Lethbridge Herald

Singh, Bloc continue to battle in Parliament

HAND GESTURE WAS DISMISSIVE OF RACIALIZED COMMUNITIE­S, SAYS NDP LEADER

- Teresa Wright THE CANADIAN PRESS — OTTAWA

NDP Leader Jagmeet Singh says he believes the gesture a Bloc Quebecois MP made toward him wasn’t aimed at him personally, but dismissed the lives of Indigenous and Black people who have been victimized by police.

Singh says Bloc MP Alain Therrien made a brushing-off hand gesture after refusing the necessary unanimous consent for a motion he wanted to present

Wednesday on systemic racism in the RCMP — a movement Singh described as “dismissive” and “the face of racism.”

The exchange was not captured on House of Commons cameras Wednesday; Singh described the gesture in a news conference afterward.

“That gesture represents what racism is: that people don’t matter, that their lives don’t matter,” Singh said in an interview Thursday.

“It was symbolic of what we’re up against when we’re trying to challenge systemic racism ... Policing that has caused violence and death to Indigenous and Black people needs to stop and that’s why that gesture to me represente­d exactly what Indigenous, Black and racialized people feel every day — that they do not matter.”

Singh’s accusation that Therrien is a racist boiled over into a second day of tense exchanges in Ottawa Thursday as Bloc Quebecois Leader Yves-Francois Blanchet defended his MP and called the charge “stupefying” and misguided.

He also suggested he felt Singh’s remarks were aimed more broadly at his party, and he called for Singh to apologize for painting his party as discrimina­tory. He said the Bloc Quebecois had been fielding accusation­s of racism on social media since Wednesday afternoon.

“Mr. Singh is a good person, I always thought that and I still think that. He somehow dropped the ball and I hope he will take it back,” Blanchet said.

House of Commons Speaker Anthony Rota had barred Singh from returning to the chamber Wednesday after the NDP refused to apologize.
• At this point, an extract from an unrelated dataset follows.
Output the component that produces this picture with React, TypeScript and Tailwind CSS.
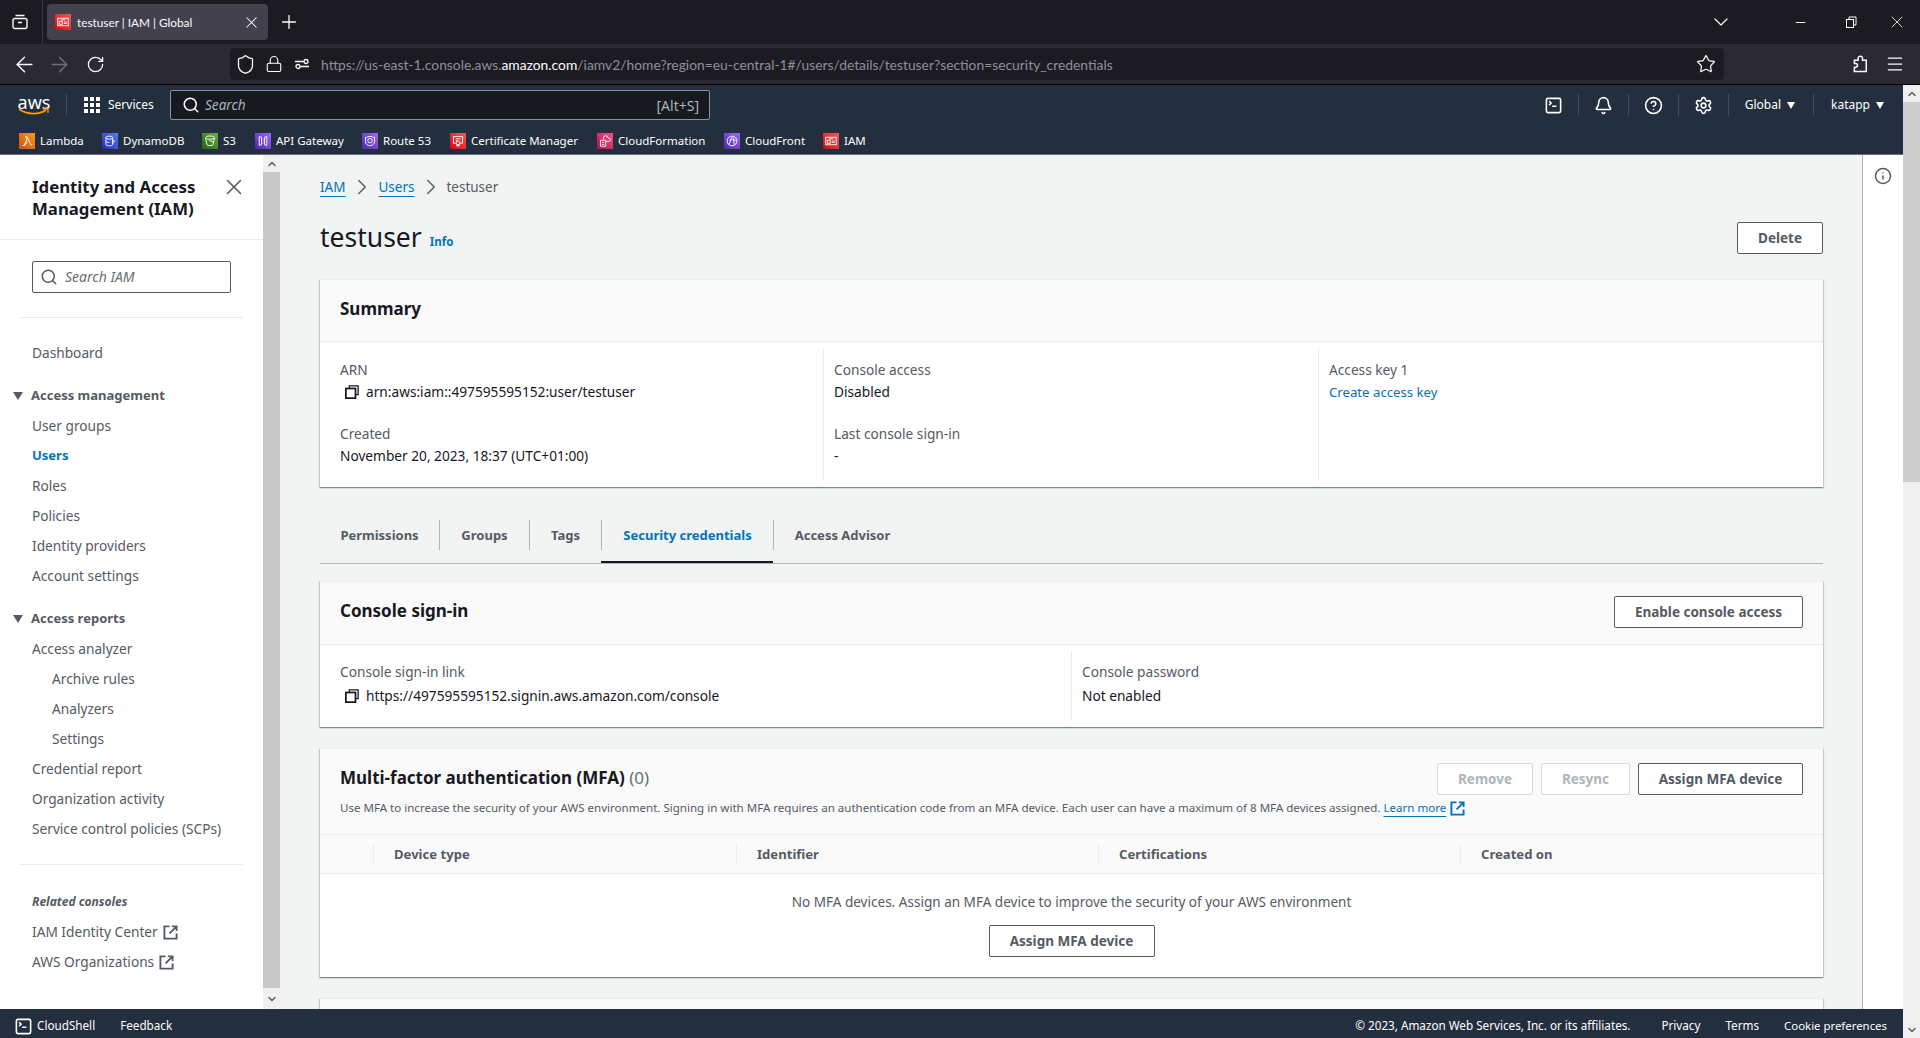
import { ReactNode } from 'react';
import {
  ArrowLeft,
  ArrowRight,
  Bell,
  ChevronDown,
  ChevronRight,
  ChevronUp,
  CircleHelp,
  Info,
  Lock,
  Menu,
  Minus,
  Plus,
  RotateCw,
  Search,
  Settings,
  Shield,
  SquareTerminal,
  Star,
  X,
} from 'lucide-react';

const font = "font-['Noto_Sans',sans-serif]";

function Fav({ from, to, children }: { from: string; to: string; children: ReactNode }) {
  return (
    <span className={`flex h-4 w-4 shrink-0 items-center justify-center ${from} ${to} bg-gradient-to-tr`}>
      <svg width="12" height="12" viewBox="0 0 16 16" fill="none" stroke="white" strokeWidth="1.200">
        {children}
      </svg>
    </span>
  );
}

const lambda = <path d="M4 14 8 6 6 2h2l5 11h2M2 14h3l3-5" />;
const dynamo = (
  <>
    <ellipse cx="7" cy="3.500" rx="4.500" ry="2" />
    <path d="M2.500 3.500v9c0 1 2 2 4.500 2s4.500-1 4.500-2v-9M2.500 8c0 1 2 2 4.500 2M11 7l3 1-3 4" />
  </>
);
const s3 = (
  <>
    <ellipse cx="8" cy="3.500" rx="6" ry="2.200" />
    <path d="M2 3.500 4 13c.2 1.500 7.800 1.500 8 0l2-9.500M7 7l6 3" />
  </>
);
const apiGw = <path d="M3 2v12l3-1V3zM13 2v12l-3-1V3zM8 5v1M8 8v1M8 11v1" />;
const route53 = (
  <>
    <path d="M2 3c2 1 3 0 3-1h6c0 1 1 2 3 1v6c0 3-3 5-6 5.500C5 14 2 12 2 9z" />
    <circle cx="8" cy="7.500" r="3" />
  </>
);
const cert = (
  <>
    <path d="M2 2h12v9h-3M5 11H2V2M5 5h6M5 7.500h2" />
    <circle cx="8" cy="10.500" r="2.500" />
    <path d="M6.500 12.500V15l1.500-1 1.500 1v-2.500" />
  </>
);
const cfn = <path d="M6 6V4a3 3 0 0 1 6 0 2.500 2.500 0 0 1 2 4.500H9M2 7h7v8H2zM4 10h3M4 12.500h3" />;
const cfront = (
  <>
    <circle cx="8" cy="8" r="6.500" />
    <path d="M4 13 7 4c1-2 3-1 3 1l1 8M5 7c2-1 5-1 8 0" />
  </>
);
const iam = (
  <>
    <rect x="1" y="3" width="14" height="10" />
    <rect x="3" y="7" width="4" height="4" />
    <path d="M5 5h6M9 8h4M9 10h4" />
  </>
);

const favorites = [
  { name: 'Lambda', from: 'from-[#c8511b]', to: 'to-[#ff9900]', icon: lambda, w: 'w-[83px]' },
  { name: 'DynamoDB', from: 'from-[#2e27ad]', to: 'to-[#527fff]', icon: dynamo, w: 'w-[100px]' },
  { name: 'S3', from: 'from-[#1b660f]', to: 'to-[#6cae3e]', icon: s3, w: 'w-[53px]' },
  { name: 'API Gateway', from: 'from-[#4d27a8]', to: 'to-[#a166ff]', icon: apiGw, w: 'w-[107px]' },
  { name: 'Route 53', from: 'from-[#4d27a8]', to: 'to-[#a166ff]', icon: route53, w: 'w-[88px]' },
  { name: 'Certificate Manager', from: 'from-[#bd0816]', to: 'to-[#ff5252]', icon: cert, w: 'w-[147px]' },
  { name: 'CloudFormation', from: 'from-[#b0084d]', to: 'to-[#ff4f8b]', icon: cfn, w: 'w-[127px]' },
  { name: 'CloudFront', from: 'from-[#4d27a8]', to: 'to-[#a166ff]', icon: cfront, w: 'w-[99px]' },
  { name: 'IAM', from: 'from-[#bd0816]', to: 'to-[#ff5252]', icon: iam, w: '' },
];

function Copy() {
  return (
    <svg width="14" height="14" viewBox="0 0 16 16" fill="none" stroke="#16191f" strokeWidth="2" className="shrink-0">
      <path d="M5 4V1h10v10h-3" strokeWidth="1.500" />
      <rect x="1" y="4" width="11" height="11" />
    </svg>
  );
}

function External({ color, size = 16 }: { color: string; size?: number }) {
  return (
    <svg width={size} height={size} viewBox="0 0 16 16" fill="none" stroke={color} strokeWidth="2" className="shrink-0">
      <path d="M7 1.500H1.500v13h13V9M9.500 1.500h5v5M14.500 1.500 7 9" />
    </svg>
  );
}

function Btn({ label, w, disabled }: { label: string; w: string; disabled?: boolean }) {
  return (
    <button
      className={`flex h-8 items-center justify-center rounded-[2px] border text-[13.500px] font-bold ${w} ${
        disabled
          ? 'border-[#d5dbdb] bg-white text-[#aab7b8]'
          : 'border-[#545b64] bg-white text-[#545b64]'
      }`}
    >
      {label}
    </button>
  );
}

function Caret() {
  return (
    <svg width="10" height="8" viewBox="0 0 10 8" className="mr-2 ml-[13px] shrink-0" fill="#545b64">
      <path d="M0 0h10L5 8z" />
    </svg>
  );
}

function HeaderCaret({ className }: { className?: string }) {
  return (
    <svg width="8" height="7" viewBox="0 0 8 7" fill="white" className={`shrink-0 ${className ?? ''}`}>
      <path d="M0 0h8L4 7z" />
    </svg>
  );
}

function NavItem({ label, active, sub }: { label: string; active?: boolean; sub?: boolean }) {
  return (
    <div
      className={`flex h-[30px] items-center ${sub ? 'pl-[52px]' : 'pl-8'} ${
        active ? 'text-[13px] font-bold text-[#0073bb]' : 'text-[13.700px] text-[#545b64]'
      }`}
    >
      {label}
    </div>
  );
}

function Card({ className, children }: { className?: string; children: ReactNode }) {
  return (
    <section
      className={`border-t border-[#eaeded] bg-white shadow-[0_1px_1px_0_rgba(0,28,36,0.3),1px_1px_1px_0_rgba(0,28,36,0.15),-1px_1px_1px_0_rgba(0,28,36,0.15)] ${className ?? ''}`}
    >
      {children}
    </section>
  );
}

function Field({ label, children }: { label: string; children: ReactNode }) {
  return (
    <div>
      <div className="h-[22px] text-[13.700px] leading-[22px] text-[#545b64]">{label}</div>
      <div className="text-[13.700px] leading-[22px] text-[#16191f]">{children}</div>
    </div>
  );
}

const tabs = [
  { label: 'Permissions', w: 'w-[119px]' },
  { label: 'Groups', w: 'w-[90px]' },
  { label: 'Tags', w: 'w-[72px]' },
  { label: 'Security credentials', w: 'w-[172px]', active: true },
  { label: 'Access Advisor', w: 'w-[138px]' },
];

function BrowserChrome() {
  return (
    <div className="font-['Lato',sans-serif]">
      <div className="flex h-11 shrink-0 items-center bg-[#1c1b22] text-[#fbfbfe]">
        <svg width="16" height="16" viewBox="0 0 16 16" fill="none" stroke="#fbfbfe" strokeWidth="1.400" className="ml-3 shrink-0">
          <rect x="1" y="4.500" width="14" height="10" rx="2" />
          <path d="M3.500 1.500h9M6 8.500h4" />
        </svg>
        <div className="ml-[14px] h-full w-px bg-[#3a3944]" />
        <div className="ml-1 flex h-9 w-[221px] items-center rounded-[4px] bg-[#42414d] pr-[7px] pl-2">
          <Fav from="from-[#bd0816]" to="to-[#ff5252]">{iam}</Fav>
          <span className="ml-[6px] pt-[2px] text-[11.800px]">testuser | IAM | Global</span>
          <X size={19} strokeWidth={1.300} className="ml-auto" />
        </div>
        <Plus size={22} strokeWidth={1.400} className="ml-[10px]" />
        <ChevronDown size={24} strokeWidth={1.200} className="ml-auto" />
        <Minus size={15} strokeWidth={1.500} className="ml-[60px]" />
        <svg width="12" height="12" viewBox="0 0 12 12" fill="none" stroke="#fbfbfe" className="ml-[37px]">
          <rect x="1.500" y="3.500" width="7" height="8" />
          <path d="M4 3V1h7v8H9" />
        </svg>
        <X size={20} strokeWidth={1} className="mr-[13px] ml-[30px]" />
      </div>
      <div className="flex h-10 shrink-0 items-center bg-[#2b2a33] text-[#fbfbfe]">
        <ArrowLeft size={25} strokeWidth={1.400} className="ml-3" />
        <ArrowRight size={25} strokeWidth={1.400} className="ml-[10px] text-[#6f6e75]" />
        <RotateCw size={19} strokeWidth={1.600} className="ml-[14px]" />
        <div className="ml-[125px] flex h-8 w-[1494px] items-center rounded-[4px] bg-[#1c1b22] pr-2 pl-[5px]">
          <Shield size={21} strokeWidth={1.500} />
          <Lock size={18} strokeWidth={1.500} className="ml-[9px]" />
          <svg width="16" height="16" viewBox="0 0 16 16" fill="none" stroke="#fbfbfe" strokeWidth="1.300" className="ml-[11px]">
            <circle cx="4" cy="10.500" r="2" />
            <circle cx="12" cy="5.500" r="2" />
            <path d="M1 5.500h8.500M6.500 10.500H15" />
          </svg>
          <span className="ml-[11px] pt-[2px] text-[13.850px] text-[#8f8f9d]">
            https://us-east-1.console.aws.<span className="text-[#fbfbfe]">amazon.com</span>/iamv2/home?region=eu-central-1#/users/details/testuser?section=security_credentials
          </span>
          <Star size={20} strokeWidth={1.500} className="ml-auto" />
        </div>
        <svg width="20" height="20" viewBox="0 0 16 16" fill="none" stroke="#fbfbfe" strokeWidth="1.200" className="ml-[126px]">
          <path d="M6.500 3.500a1.750 1.750 0 0 1 3.500 0V5h3v9H3.500v-3.500h1a1.500 1.500 0 0 0 0-3h-1V5h3z" />
        </svg>
        <Menu size={20} strokeWidth={1.500} className="ml-[15px]" />
      </div>
      <div className="h-px shrink-0 bg-black" />
    </div>
  );
}

function HeaderSep() {
  return <div className="ml-[15px] h-[22px] w-px bg-[#414d5c]" />;
}

function AwsHeader() {
  return (
    <header className="shrink-0 border-b border-[#687078] bg-[#232f3e] text-white">
      <div className="flex h-10 items-center">
        <div className="relative ml-[18px] flex h-6 w-8 flex-col items-center">
          <span className="text-[18px] leading-[18px]">aws</span>
          <svg width="32" height="8" viewBox="0 0 32 8" fill="none" className="absolute top-[15px] left-0">
            <path d="M1 1c8 6 20 6 27 1" stroke="#ff9900" strokeWidth="1.600" />
            <path d="M25 1h5v4" stroke="#ff9900" strokeWidth="1.300" />
          </svg>
        </div>
        <div className="ml-4 h-[22px] w-px bg-[#414d5c]" />
        <svg width="16" height="16" viewBox="0 0 16 16" fill="white" className="ml-[17px] shrink-0">
          <path d="M0 0h4v4H0zM6 0h4v4H6zM12 0h4v4h-4zM0 6h4v4H0zM6 6h4v4H6zM12 6h4v4h-4zM0 12h4v4H0zM6 12h4v4H6zM12 12h4v4h-4z" />
        </svg>
        <span className="ml-2 w-[45px] text-[12px]">Services</span>
        <div className="ml-[17px] flex h-[30px] w-[540px] items-center rounded-[2px] border border-[#879596] bg-[#16191f] pr-[10px] pl-[11px]">
          <Search size={18} strokeWidth={2} />
          <span className="ml-[5px] text-[13.600px] text-[#aab7b8] italic">Search</span>
          <span className="ml-auto text-[14px] text-[#aab7b8]">[Alt+S]</span>
        </div>
        <SquareTerminal size={19} className="ml-auto" />
        <HeaderSep />
        <Bell size={19} className="ml-[15px]" />
        <HeaderSep />
        <CircleHelp size={19} className="ml-[15px]" />
        <HeaderSep />
        <Settings size={19} className="ml-[15px]" />
        <HeaderSep />
        <span className="ml-4 text-[12px]">Global</span>
        <HeaderCaret className="ml-[6px]" />
        <div className="ml-[18px] h-[22px] w-px bg-[#414d5c]" />
        <span className="ml-[17px] text-[12px]">katapp</span>
        <HeaderCaret className="mr-[19px] ml-[6px]" />
      </div>
      <div className="flex h-[29px] items-center pt-[2px] pl-[19px] text-[11.500px]">
        {favorites.map((f) => (
          <div key={f.name} className={`flex items-center gap-[5px] ${f.w}`}>
            <Fav from={f.from} to={f.to}>{f.icon}</Fav>
            <span>{f.name}</span>
          </div>
        ))}
      </div>
    </header>
  );
}

function Sidebar() {
  return (
    <aside className="flex w-[280px] shrink-0">
      <div className="w-[263px] overflow-hidden bg-white">
        <div className="flex h-[85px] border-b border-[#eaeded] pt-[21px] pr-[16px] pl-8">
          <div className="w-[180px] text-[16.800px] leading-[22px] font-bold text-[#16191f]">
            Identity and Access Management (IAM)
          </div>
          <X size={26} strokeWidth={1.400} className="-mt-[2px] ml-auto text-[#545b64]" />
        </div>
        <div className="mt-[21px] ml-8 flex h-8 w-[199px] items-center rounded-[2px] border border-[#545b64] pl-[7px]">
          <Search size={18} className="text-[#545b64]" />
          <span className="-mt-px ml-[7px] text-[14px] text-[#687078] italic">Search IAM</span>
        </div>
        <div className="mx-5 mt-6 h-px bg-[#eaeded]" />
        <div className="mt-5">
          <NavItem label="Dashboard" />
        </div>
        <div className="mt-[13px] flex h-[30px] items-center text-[13px] font-bold text-[#545b64]">
          <Caret />
          Access management
        </div>
        <div>
          <NavItem label="User groups" />
          <NavItem label="Users" active />
          <NavItem label="Roles" />
          <NavItem label="Policies" />
          <NavItem label="Identity providers" />
          <NavItem label="Account settings" />
        </div>
        <div className="mt-[13px] flex h-[30px] items-center text-[13px] font-bold text-[#545b64]">
          <Caret />
          Access reports
        </div>
        <div>
          <NavItem label="Access analyzer" />
          <NavItem label="Archive rules" sub />
          <NavItem label="Analyzers" sub />
          <NavItem label="Settings" sub />
          <NavItem label="Credential report" />
          <NavItem label="Organization activity" />
          <NavItem label="Service control policies (SCPs)" />
        </div>
        <div className="mx-5 mt-5 h-px bg-[#eaeded]" />
        <div className="mt-[22px] flex h-[30px] items-center pl-8 text-[12px] font-bold text-[#545b64] italic">
          Related consoles
        </div>
        <div className="flex h-[30px] items-center gap-[5px] pl-8 text-[13.700px] text-[#545b64]">
          IAM Identity Center <External color="#545b64" size={15} />
        </div>
        <div className="flex h-[30px] items-center gap-[5px] pl-8 text-[13.700px] text-[#545b64]">
          AWS Organizations <External color="#545b64" size={15} />
        </div>
      </div>
      <div className="flex w-[17px] flex-col justify-between bg-[#c8c8c8]">
        <div className="flex h-[17px] items-center justify-center bg-[#f0f0f0]">
          <ChevronUp size={12} strokeWidth={3} className="text-[#606060]" />
        </div>
        <div className="flex h-[21px] items-center justify-center bg-[#f0f0f0]">
          <ChevronDown size={12} strokeWidth={3} className="text-[#606060]" />
        </div>
      </div>
    </aside>
  );
}

function Main() {
  return (
    <main className="min-w-0 flex-1 overflow-hidden bg-[#f2f3f3] pr-[39px] pl-10">
      <div className="mt-5 flex h-6 items-center text-[13.500px] text-[#545b64]">
        <span className="text-[#0073bb] underline underline-offset-4">IAM</span>
        <ChevronRight size={26} strokeWidth={1.300} className="mr-[3px] ml-1" />
        <span className="text-[#0073bb] underline underline-offset-4">Users</span>
        <ChevronRight size={26} strokeWidth={1.300} className="mr-[2px] ml-1" />
        <span>testuser</span>
      </div>
      <div className="mt-[23px] flex h-8 items-center">
        <h1 className="mb-[2px] text-[26.500px] leading-8 text-[#16191f]">testuser</h1>
        <span className="mt-[8px] ml-2 text-[11.500px] font-bold text-[#0073bb]">Info</span>
        <div className="ml-auto">
          <Btn label="Delete" w="w-[86px]" />
        </div>
      </div>

      <Card className="mt-[25px]">
        <div className="flex h-[62px] items-center border-b border-[#eaeded] bg-[#fafafa] px-5 pb-1 text-[17px] font-bold text-[#16191f]">
          Summary
        </div>
        <div className="grid h-[145px] grid-cols-[503px_495px_1fr] py-[6px]">
          <div className="flex flex-col gap-[20px] pt-[11px] pl-5">
            <Field label="ARN">
              <span className="flex items-center gap-[7px] pl-[5px]">
                <Copy />
                arn:aws:iam::497595595152:user/testuser
              </span>
            </Field>
            <Field label="Created">November 20, 2023, 18:37 (UTC+01:00)</Field>
          </div>
          <div className="flex flex-col gap-[20px] border-l border-[#eaeded] pt-[11px] pl-[10px]">
            <Field label="Console access">Disabled</Field>
            <Field label="Last console sign-in">-</Field>
          </div>
          <div className="border-l border-[#eaeded] pt-[11px] pl-[10px]">
            <Field label="Access key 1">
              <span className="text-[13.200px] text-[#0073bb]">Create access key</span>
            </Field>
          </div>
        </div>
      </Card>

      <div className="mt-[33px] flex border-b border-[#aab7b8]">
        {tabs.map((t, i) => (
          <div key={t.label} className={`flex h-[43px] flex-col border-b-2 ${t.active ? 'border-[#16191f]' : 'border-transparent'} ${t.w}`}>
            <div
              className={`flex h-[30px] items-center justify-center pt-[2px] text-[13px] font-bold ${i > 0 ? 'border-l border-[#aab7b8]' : ''} ${
                t.active ? 'text-[#0073bb]' : 'text-[#545b64]'
              }`}
            >
              {t.label}
            </div>
          </div>
        ))}
      </div>

      <Card className="mt-[17px]">
        <div className="flex h-[63px] items-center justify-between border-b border-[#eaeded] bg-[#fafafa] px-5 pb-[2px]">
          <h2 className="mb-[3px] text-[17px] font-bold text-[#16191f]">Console sign-in</h2>
          <Btn label="Enable console access" w="w-[189px]" />
        </div>
        <div className="grid h-[82px] grid-cols-[751px_1fr] py-[6px]">
          <div className="pt-[10px] pl-5">
            <div className="h-[22px] text-[13.700px] leading-[22px] text-[#545b64]">Console sign-in link</div>
            <div className="mt-[2px] flex items-center gap-[7px] pl-[5px] text-[13.700px] leading-[22px] text-[#16191f]">
              <Copy />
              https://497595595152.signin.aws.amazon.com/console
            </div>
          </div>
          <div className="border-l border-[#eaeded] pt-[10px] pl-[10px]">
            <div className="h-[22px] text-[13.700px] leading-[22px] text-[#545b64]">Console password</div>
            <div className="mt-[2px] text-[13.700px] leading-[22px] text-[#16191f]">Not enabled</div>
          </div>
        </div>
      </Card>

      <Card className="mt-[21px]">
        <div className="h-[86px] border-b border-[#eaeded] bg-[#fafafa] px-5 pt-[14px]">
          <div className="flex items-center">
            <h2 className="mb-[3px] text-[17px] font-bold text-[#16191f]">
              Multi-factor authentication (MFA) <span className="font-normal text-[#687078]">(0)</span>
            </h2>
            <div className="ml-auto flex gap-2">
              <Btn label="Remove" w="w-[96px]" disabled />
              <Btn label="Resync" w="w-[89px]" disabled />
              <Btn label="Assign MFA device" w="w-[165px]" />
            </div>
          </div>
          <p className="mt-[3px] flex items-center text-[11.550px] leading-[20px] text-[#545b64]">
            Use MFA to increase the security of your AWS environment. Signing in with MFA requires an authentication code from an MFA device. Each user can have a maximum of 8 MFA devices assigned.
            <span className="ml-[3px] text-[#0073bb] underline underline-offset-4">Learn more</span>
            <span className="ml-[4px]"><External color="#0073bb" size={15} /></span>
          </p>
        </div>
        <div className="grid h-[39px] grid-cols-[53px_363px_362px_362px_1fr] items-center border-b border-[#eaeded] bg-[#fafafa] text-[13.100px] font-bold text-[#545b64]">
          <div />
          {['Device type', 'Identifier', 'Certifications', 'Created on'].map((h) => (
            <div key={h} className="flex h-5 items-center border-l border-[#eaeded] pt-[2px] pl-5">{h}</div>
          ))}
        </div>
        <div className="flex h-[103px] flex-col items-center pt-[17px]">
          <div className="text-[13.550px] leading-[22px] text-[#545b64]">
            No MFA devices. Assign an MFA device to improve the security of your AWS environment
          </div>
          <div className="mt-[12px]">
            <Btn label="Assign MFA device" w="w-[166px]" />
          </div>
        </div>
      </Card>

      <Card className="mt-[21px] h-20">
        <div className="h-full bg-[#fafafa]" />
      </Card>
    </main>
  );
}

export default function App() {
  return (
    <div className={`flex h-[1038px] flex-col overflow-hidden ${font}`}>
      <BrowserChrome />
      <div className="flex min-h-0 flex-1">
        <div className="flex min-w-0 flex-1 flex-col">
          <AwsHeader />
          <div className="flex min-h-0 flex-1">
            <Sidebar />
            <Main />
            <div className="flex w-[41px] shrink-0 justify-center border-l border-[#aab7b8] bg-white pt-3">
              <Info size={18} strokeWidth={2} className="text-[#545b64]" />
            </div>
          </div>
          <footer className="flex h-[29px] shrink-0 items-center bg-[#232f3e] pt-[5px] pl-[14px] text-[11.700px] text-white">
            <SquareTerminal size={19} />
            <span className="ml-1">CloudShell</span>
            <span className="ml-[25px]">Feedback</span>
            <span className="ml-auto">© 2023, Amazon Web Services, Inc. or its affiliates.</span>
            <span className="ml-[31px]">Privacy</span>
            <span className="ml-[25px]">Terms</span>
            <span className="mr-4 ml-[25px] text-[11.400px]">Cookie preferences</span>
          </footer>
        </div>
        <div className="flex w-[17px] shrink-0 flex-col bg-[#f0f0f0]">
          <div className="flex h-[17px] items-center justify-center">
            <ChevronUp size={12} strokeWidth={3} className="text-[#606060]" />
          </div>
          <div className="h-[380px] bg-[#cdcdcd]" />
          <div className="mt-auto flex h-[17px] items-center justify-center">
            <ChevronDown size={12} strokeWidth={3} className="text-[#606060]" />
          </div>
        </div>
      </div>
    </div>
  );
}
When Singh stood to ask questions during a meeting of the special COVID-19 committee in the Commons chamber Thursday, Bloc MP Claude DeBellefeu­ille objected, asking Rota not to allow Singh to be recognized and speak because he still had not apologized.

Rota said he would take time to consider this, but allowed Singh to ask his questions, as the expulsion happened while the House of Commons was sitting normally on Wednesday, not as a special committee, and therefore operates under different rules.

At this, the three Bloc MPs who were present in the House of Commons got up and left the chamber as Singh began to speak.

Singh now says he never meant to bring political parties into the debate, but rather was speaking about what he called a “racist” act by one individual Bloc MP.

If there are political parties to blame, Singh placed that responsibi­lity on the two parties that have been in power in Canada for the last 153 years.

“Systems can only be created by parties that are in power and as far as I know there are only two parties that have ever been in power in Canada and that’s Conservati­ves and Liberals,” he said.

“They built the systems that we’ve identified have systemic racism.”